The line holding "import React from" is the last one to output; start at the first line of the data, keep every line in between exactly, and leave out pictures.

** begin **

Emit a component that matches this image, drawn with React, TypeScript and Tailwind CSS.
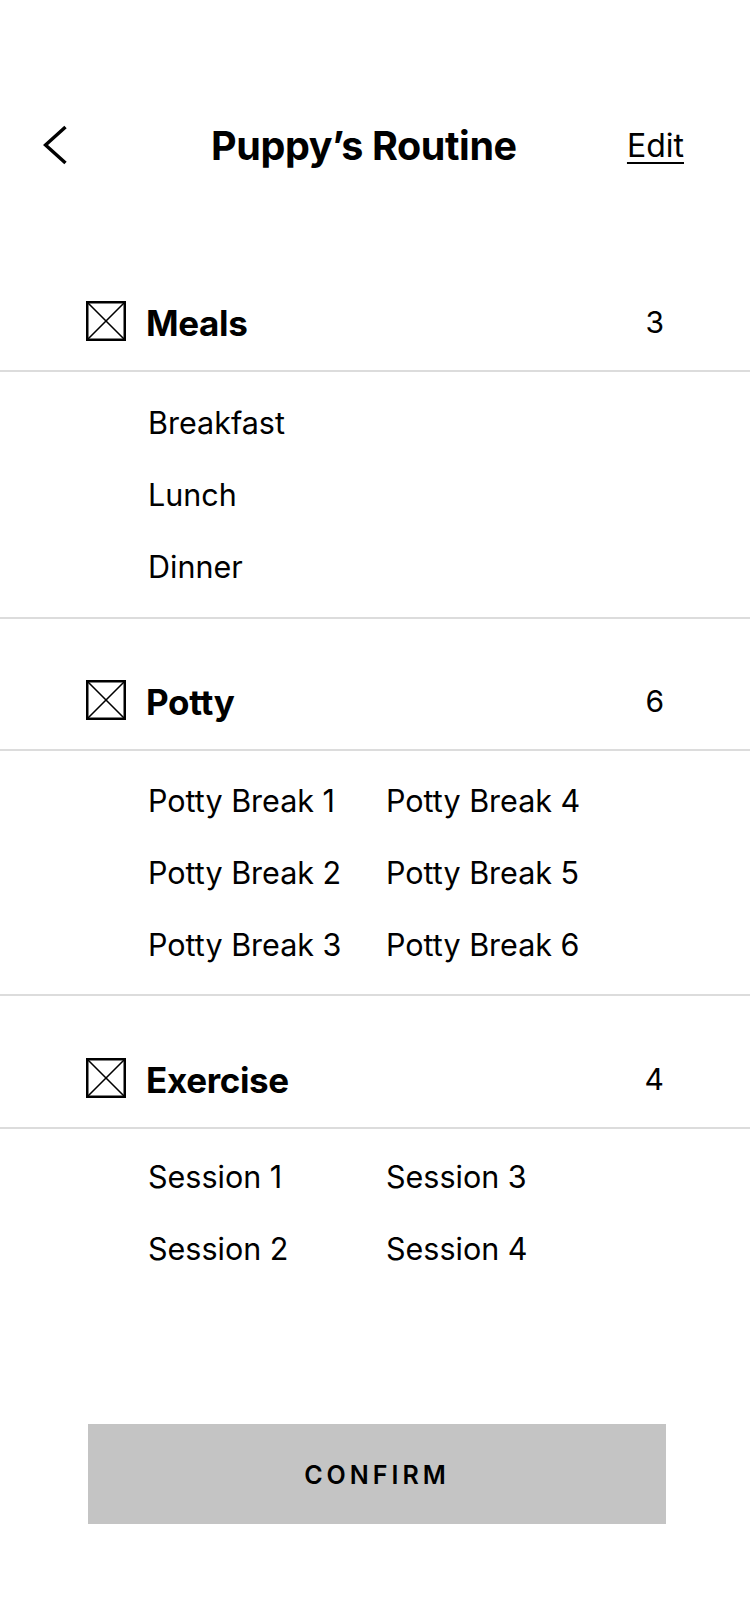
import React from "react";

const Box = () => (
  <svg width="40" height="40" viewBox="0 0 40 40" className="shrink-0">
    <rect x="1.25" y="1.25" width="37.5" height="37.5" fill="none" stroke="#000" strokeWidth="2.5" />
    <line x1="1" y1="1" x2="39" y2="39" stroke="#000" strokeWidth="1.6" />
    <line x1="39" y1="1" x2="1" y2="39" stroke="#000" strokeWidth="1.6" />
  </svg>
);

const Divider = () => <div className="h-[2px] w-full bg-[#dcdcdc]" />;

function SectionHeader({ title, count, mt }: { title: string; count: number; mt: string }) {
  return (
    <div className={`flex h-[40px] items-center pl-[86px] pr-[86px] ${mt} mb-[29px]`}>
      <Box />
      <span className="ml-[20px] mt-[4px] text-[35px] font-bold leading-none tracking-[-0.01em]">{title}</span>
      <span className="ml-auto mt-[2px] text-[30px] leading-none">{count}</span>
    </div>
  );
}

export default function App() {
  return (
    <div
      className="relative w-[750px] h-[1624px] bg-white text-black overflow-hidden"
      style={{ fontFamily: "Inter, 'Noto Sans', sans-serif" }}
    >
      {/* Top bar */}
      <div className="mt-[125px] flex h-[40px] items-center pl-[43px] pr-[66px]">
        <svg width="25" height="40" viewBox="0 0 25 40" className="shrink-0">
          <polyline points="22.5,2 2.5,20 22.5,38" fill="none" stroke="#000" strokeWidth="3.5" />
        </svg>
        <h1 className="ml-[143px] mt-[4px] text-[39.5px] font-bold leading-none tracking-[-0.01em]">Puppy’s Routine</h1>
        <span className="ml-auto mt-[2px] text-[32px] leading-none underline decoration-[2px] underline-offset-[5px]">Edit</span>
      </div>

      {/* Meals */}
      <SectionHeader title="Meals" count={3} mt="mt-[136px]" />
      <Divider />
      <div className="pl-[148px] pt-[15px] pb-[14px]">
        {["Breakfast", "Lunch", "Dinner"].map((t) => (
          <div key={t} className="flex h-[72px] items-center text-[30.5px]">{t}</div>
        ))}
      </div>
      <Divider />

      {/* Potty */}
      <SectionHeader title="Potty" count={6} mt="mt-[61px]" />
      <Divider />
      <div className="grid grid-flow-col grid-rows-3 grid-cols-[238px_1fr] pl-[148px] pt-[14px] pb-[13px]">
        {[1, 2, 3, 4, 5, 6].map((n) => (
          <div key={n} className="flex h-[72px] items-center text-[30.5px]">Potty Break {n}</div>
        ))}
      </div>
      <Divider />

      {/* Exercise */}
      <SectionHeader title="Exercise" count={4} mt="mt-[62px]" />
      <Divider />
      <div className="grid grid-flow-col grid-rows-2 grid-cols-[238px_1fr] pl-[148px] pt-[12px]">
        {[1, 2, 3, 4].map((n) => (
          <div key={n} className="flex h-[72px] items-center text-[30.5px]">Session {n}</div>
        ))}
      </div>

      {/* Confirm */}
      <div className="mt-[139px] pl-[88px]">
        <button className="flex h-[100px] w-[578px] items-center justify-center bg-[#c4c4c4] pt-[3px] text-[25px] font-semibold tracking-[0.16em]">
          CONFIRM
        </button>
      </div>
    </div>
  );
}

** end **

## Task answer
Emit a component that matches this image, drawn with React, TypeScript and Tailwind CSS.
import React from "react";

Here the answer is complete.